[Stored dataset items]
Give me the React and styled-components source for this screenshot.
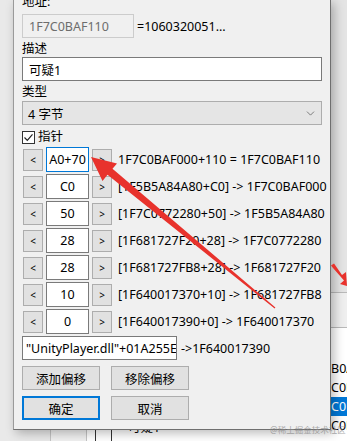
import React from 'react';
import styled, { createGlobalStyle } from 'styled-components';
import { ChevronDown } from 'lucide-react';

const GlobalStyle = createGlobalStyle`
  html, body { margin: 0; padding: 0; }
  body {
    font-family: "Noto Sans", "Noto Sans CJK SC", sans-serif;
    font-size: 12.5px;
    color: #000;
    background: #e9e9e9;
    overflow: hidden;
  }
`;

const Stage = styled.div`
  position: relative;
  width: 347px;
  height: 441px;
  overflow: hidden;
  display: grid;
  grid-template-columns: 13px 318px 16px;
  grid-template-rows: 430px 11px;
  background: #e9e9e9;
`;

const Dialog = styled.div`
  grid-column: 2;
  grid-row: 1;
  position: relative;
  z-index: 1;
  box-sizing: border-box;
  background: #f0f0f0;
  border-left: 1px solid #9a9a9a;
  border-right: 1px solid #6f6f6f;
  border-bottom: 1px solid #6f6f6f;
  box-shadow: 3px 3px 10px rgba(0, 0, 0, 0.28);
  padding: 0 8px;
  display: flex;
  flex-direction: column;
`;

const Label = styled.div`
  height: 16px;
  line-height: 16px;
  margin-top: ${p => p.$top}px;
`;

const Line = styled.div`
  display: flex;
  align-items: center;
  gap: ${p => p.$gap || 0}px;
  margin-top: ${p => p.$top || 0}px;
  white-space: nowrap;
`;

const Field = styled.div`
  box-sizing: border-box;
  height: ${p => p.$h || 24}px;
  width: ${p => p.$w ? p.$w + 'px' : '100%'};
  flex-shrink: 0;
  display: flex;
  align-items: center;
  justify-content: ${p => p.$center ? 'center' : 'flex-start'};
  padding: 0 ${p => p.$center ? 0 : p.$pad ?? 6}px;
  background: ${p => p.$disabled ? '#f0f0f0' : '#fff'};
  color: ${p => p.$disabled ? '#6d6d6d' : '#000'};
  border: 1px solid ${p => p.$focus ? '#0078d7' : p.$disabled ? '#cccccc' : '#7a7a7a'};
  white-space: nowrap;
  overflow: hidden;
`;

const Select = styled.div`
  box-sizing: border-box;
  height: 24px;
  margin-top: 1px;
  display: flex;
  align-items: center;
  justify-content: space-between;
  padding: 0 4px 0 5px;
  background: #e5e5e5;
  border: 1px solid #adadad;
`;

const CheckBox = styled.span`
  box-sizing: border-box;
  width: 13px;
  height: 13px;
  border: 1px solid #333;
  background: #fff;
  display: flex;
  align-items: center;
  justify-content: center;
`;

const Rows = styled.div`
  display: flex;
  flex-direction: column;
  gap: 2px;
  margin-top: 2px;
`;

const Step = styled.button`
  box-sizing: border-box;
  width: 20px;
  height: 22px;
  padding: 0;
  margin-left: ${p => p.$ml || 0}px;
  flex-shrink: 0;
  background: #e1e1e1;
  border: 1px solid #adadad;
  font-family: "Noto Sans", sans-serif;
  font-size: 10px;
  color: #000;
  line-height: 20px;
`;

const PathText = styled.span`
  margin-left: 3px;
  white-space: nowrap;
`;

const Buttons = styled.div`
  display: flex;
  gap: 11px;
  margin-top: 6px;
`;

const Button = styled.button`
  box-sizing: border-box;
  width: 78px;
  height: 24px;
  padding: 0;
  background: #e1e1e1;
  border: ${p => p.$default ? '2px solid #0078d7' : '1px solid #adadad'};
  font-family: "Noto Sans", "Noto Sans CJK SC", sans-serif;
  font-size: 12.5px;
  color: #000;
`;

const RightPane = styled.div`
  grid-column: 3;
  grid-row: 1 / 3;
  display: flex;
  flex-direction: column;
  background: #e6e6e6;
  overflow: hidden;
`;

const Band = styled.div`
  height: ${p => p.$h}px;
  flex-shrink: 0;
  background: ${p => p.$bg || 'transparent'};
  border-bottom: ${p => p.$rule ? '1px solid #b9b9b9' : 'none'};
`;

const List = styled.div`
  flex: 1;
  background: #fff;
  padding-top: 31px;
`;

const ListItem = styled.div`
  height: 19px;
  line-height: 19px;
  white-space: nowrap;
  background: ${p => p.$sel ? '#0078d7' : 'transparent'};
  color: ${p => p.$sel ? '#fff' : '#000'};
`;

const BottomStrip = styled.div`
  grid-column: 1 / 3;
  grid-row: 2;
  display: flex;
  background: #e9e9e9;
`;

const Cell = styled.div`
  width: ${p => p.$w}px;
  flex-shrink: 0;
  border-right: 1px solid #c4c4c4;
  background: ${p => p.$bg};
`;

const TreeArea = styled.div`
  flex: 1;
  display: flex;
  gap: 16px;
  padding-left: 8px;
  background: #fff;
`;

const SmallBox = styled.span`
  box-sizing: border-box;
  width: 17px;
  height: 17px;
  margin-top: -3px;
  border: 1px solid #333;
  background: #fff;
`;

const Hidden = styled.span`
  margin-top: -10px;
  line-height: 16px;
`;

const Watermark = styled.div`
  position: absolute;
  left: 270px;
  top: 423px;
  z-index: 3;
  font-size: 8.5px;
  color: rgba(140, 140, 140, 0.75);
  white-space: nowrap;
`;

const Overlay = styled.svg`
  position: absolute;
  inset: 0;
  z-index: 2;
  pointer-events: none;
`;

const rows = [
  { off: 'A0+70', text: '1F7C0BAF000+110 = 1F7C0BAF110', focus: true },
  { off: 'C0', text: '[1F5B5A84A80+C0] -> 1F7C0BAF000' },
  { off: '50', text: '[1F7C0772280+50] -> 1F5B5A84A80' },
  { off: '28', text: '[1F681727F20+28] -> 1F7C0772280' },
  { off: '28', text: '[1F681727FB8+28] -> 1F681727F20' },
  { off: '10', text: '[1F640017370+10] -> 1F681727FB8' },
  { off: '0', text: '[1F640017390+0] -> 1F640017370' },
];

export default function App() {
  return (
    <Stage>
      <GlobalStyle />
      <Dialog>
        <Label $top={-6}>地址:</Label>
        <Line $top={4} $gap={3}>
          <Field $w={112} $disabled>1F7C0BAF110</Field>
          <span>=1060320051...</span>
        </Line>
        <Label $top={3}>描述</Label>
        <Field>可疑1</Field>
        <Label $top={3}>类型</Label>
        <Select>
          <span>4 字节</span>
          <ChevronDown size={13} strokeWidth={1.2} color="#444" />
        </Select>
        <Line $top={4} $gap={3}>
          <CheckBox>
            <svg width="11" height="11" viewBox="0 0 11 11">
              <path d="M1.5 5.5 L4.3 8.3 L9.5 2.3" fill="none" stroke="#222" strokeWidth="1.2" />
            </svg>
          </CheckBox>
          <span style={{ lineHeight: '16px' }}>指针</span>
        </Line>
        <Rows>
          {rows.map((r, i) => (
            <Line key={i} $gap={3}>
              <Step $ml={1}>&lt;</Step>
              <Field $w={43} $h={25} $center $focus={r.focus}>{r.off}</Field>
              <Step>&gt;</Step>
              <PathText>{r.text}</PathText>
            </Line>
          ))}
        </Rows>
        <Line $top={2} $gap={4}>
          <Field $w={155} $pad={3}>"UnityPlayer.dll"+01A255E</Field>
          <span>-&gt;1F640017390</span>
        </Line>
        <Buttons>
          <Button>添加偏移</Button>
          <Button>移除偏移</Button>
        </Buttons>
        <Buttons>
          <Button $default>确定</Button>
          <Button>取消</Button>
        </Buttons>
      </Dialog>

      <RightPane>
        <Band $h={292} $bg="#e4e4e4" $rule />
        <Band $h={34} $bg="#efefef" $rule />
        <List>
          <ListItem>B0A</ListItem>
          <ListItem>C0E</ListItem>
          <ListItem $sel>C0E</ListItem>
          <ListItem>C0E</ListItem>
        </List>
      </RightPane>

      <BottomStrip>
        <Cell $w={50} $bg="#e9e9e9" />
        <Cell $w={35} $bg="#f0f0f0" />
        <TreeArea>
          <SmallBox />
          <Hidden>可疑1</Hidden>
        </TreeArea>
      </BottomStrip>

      <Watermark>@稀土掘金技术社区</Watermark>

      <Overlay width="347" height="441" viewBox="0 0 347 441">
        <polygon
          fill="#e8322c"
          points="91,157 117,163.5 112.5,168.8 275.4,307.6 274.6,308.4 107.5,174.8 102.5,181"
        />
        <polygon
          fill="#e8322c"
          points="331,265.5 334,263.5 342,275 346,272 347,286 340,284 344,280.5 333,268"
        />
      </Overlay>
    </Stage>
  );
}
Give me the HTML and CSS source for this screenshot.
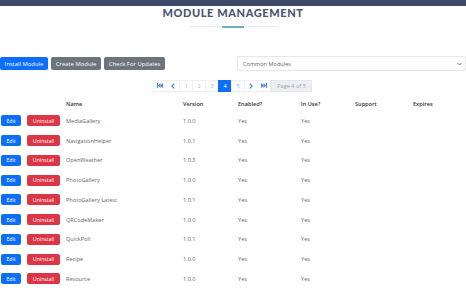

• [Instructions to follow] Give nothing but the count of lines in the listing above that hold the string "screenshot".

• [Answer for this exercise] 2